Wednesday, February 2, 2011


She asked in her e-mail, “Please be as detailed as possible with your answeres.”

1)  Where do you usually get inspiration for your children’s stories?

The happenings of other people – both young and old – are the inspiration for my writing. Case in point: I called my mother out in Arizona one Saturday and said, “Mother, you don’t sound too good. What is the matter?’ She answered, “I was having company over for dinner tonight. Then I discovered a roach in my kitchen this morning. I called the exterminator because I didn’t want my guests to know about the roach for fear they would lose their appetites. The exterminator knocked a big hole in the wall of my kitchen trying to catch that roach. He hit a water pipe with his hammer and broke it. Water came shooting out and flooded my kitchen. My kitchen is destroyed. I had to cancel my dinner party and it is going to cost me a fortune to restore my kitchen - all because of a little roach.” When I heard this I said, “That’s terrible news, Mother, but thank you for the story.” And that’s how I came to write and illustrate “Henry’s Awful Mistake” about a duck who finds an ant in his kitchen (I didn’t think anyone would want to read a story about a roach) and how he literally destroys his house trying to get rid of that pesky ant.
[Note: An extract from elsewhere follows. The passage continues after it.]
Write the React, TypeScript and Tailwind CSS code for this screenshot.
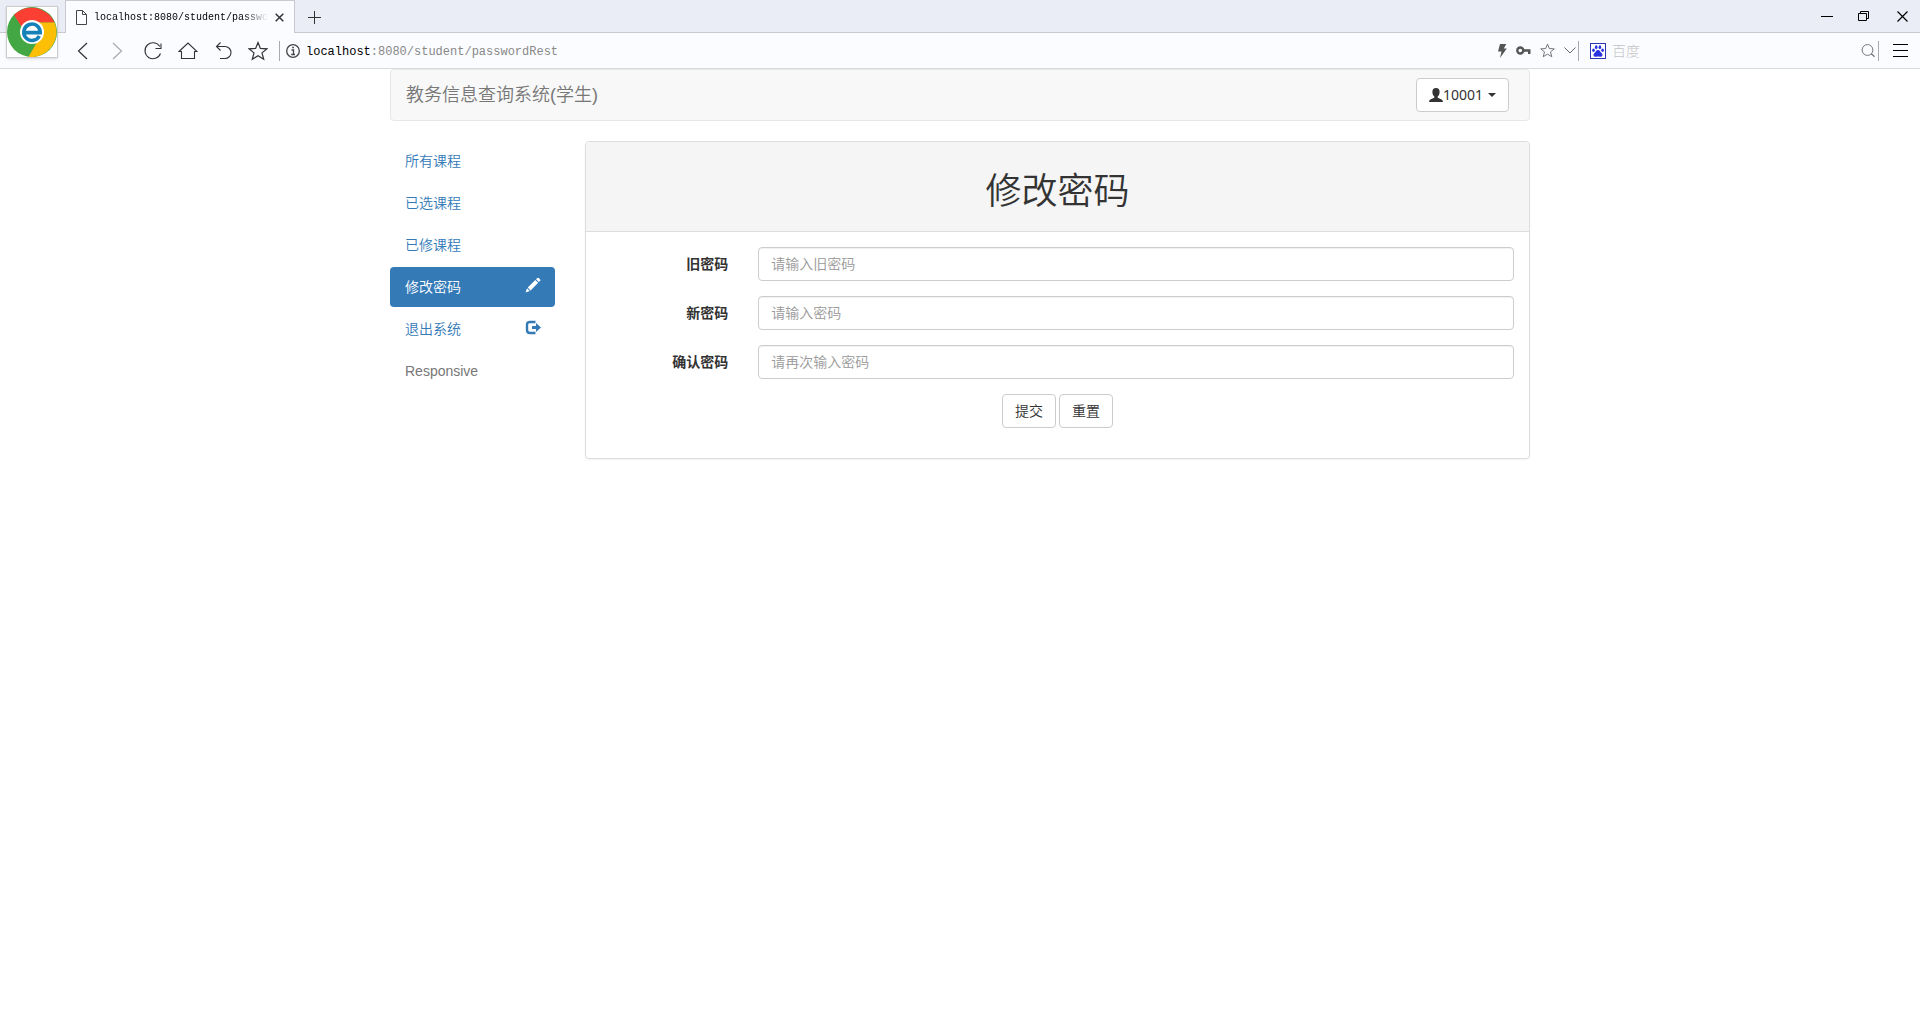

      2) Is there any subject you try to avoid while writing?

I avoid the subject of murder. In my mysteries for young readers including my Detective Mole Mysteries, my Piet Potter Mysteries, and my Miss Mallard Mysteries there is never a dead body to be found; my detectives go after crooks who commit thefts or acts of deception. Humor is the mainstay of most of the books I write and illustrate, which would not be possible if a bloody murder is being investigated.

      3) Are there subjects that you focus on more than others in your writings?

There are three: Mysteries, Biographies, and Picture Books. The three receive equal attention in the over 200 fiction and non-fiction books I have written and illustrated.

      4) Is there a typical format you use when writing?

I write a first draft on a yellow legal pad. I put everything down that comes to mind and keep on writing until I think I have come to an end. Then I read it all over and declare that what I have written is a mess. But then I will see a paragraph or a sentence that strikes me and I’ll say, “Now, that can make a story!” And this becomes the basis for a story for a book.

      5) Is there a certain time of day that you write?

I find I work better after 4 PM. Up to that time I am sitting and agonizing about what to write about.  But I never leave my chair until I have put something down on paper. Once I have done that I am committed to finishing the story until it is done. 

      6) How long does it usually take for you to complete your writing?

Not long. “Henry’s Awful Mistake” was created over a weekend in rough dummy and manuscript form and presented to a publisher on a Monday, and was immediately accepted. However, one story took over 20 years to finish. It is a story about an ancestor of mine who had been a messenger for General Washington during America’s Revolutionary War. The book is called “Daughter of Liberty.” It was a tremendous research job that involved searching genealogical and historical records at many libraries to find out  exactly where my great, great, great, great, great aunt Wyn Quackenbush Mabie was at different times during her adventure to rescue some valuable papers for Washington. She rowed across the Hudson River to New York Island (now called Mannattan) from New Jersey and back to rescue his papers from his former headquarters that had been invaded by the British. When I was at a library researching material for a certain book, I would also look for information about Wyn. That’s why it took so long.

      7) Are there any other tips for writing you would like me to know?

I have always followed the path of Winston Churchill’s words which are: “Never give up! Never give up! No, no, never, never give up!”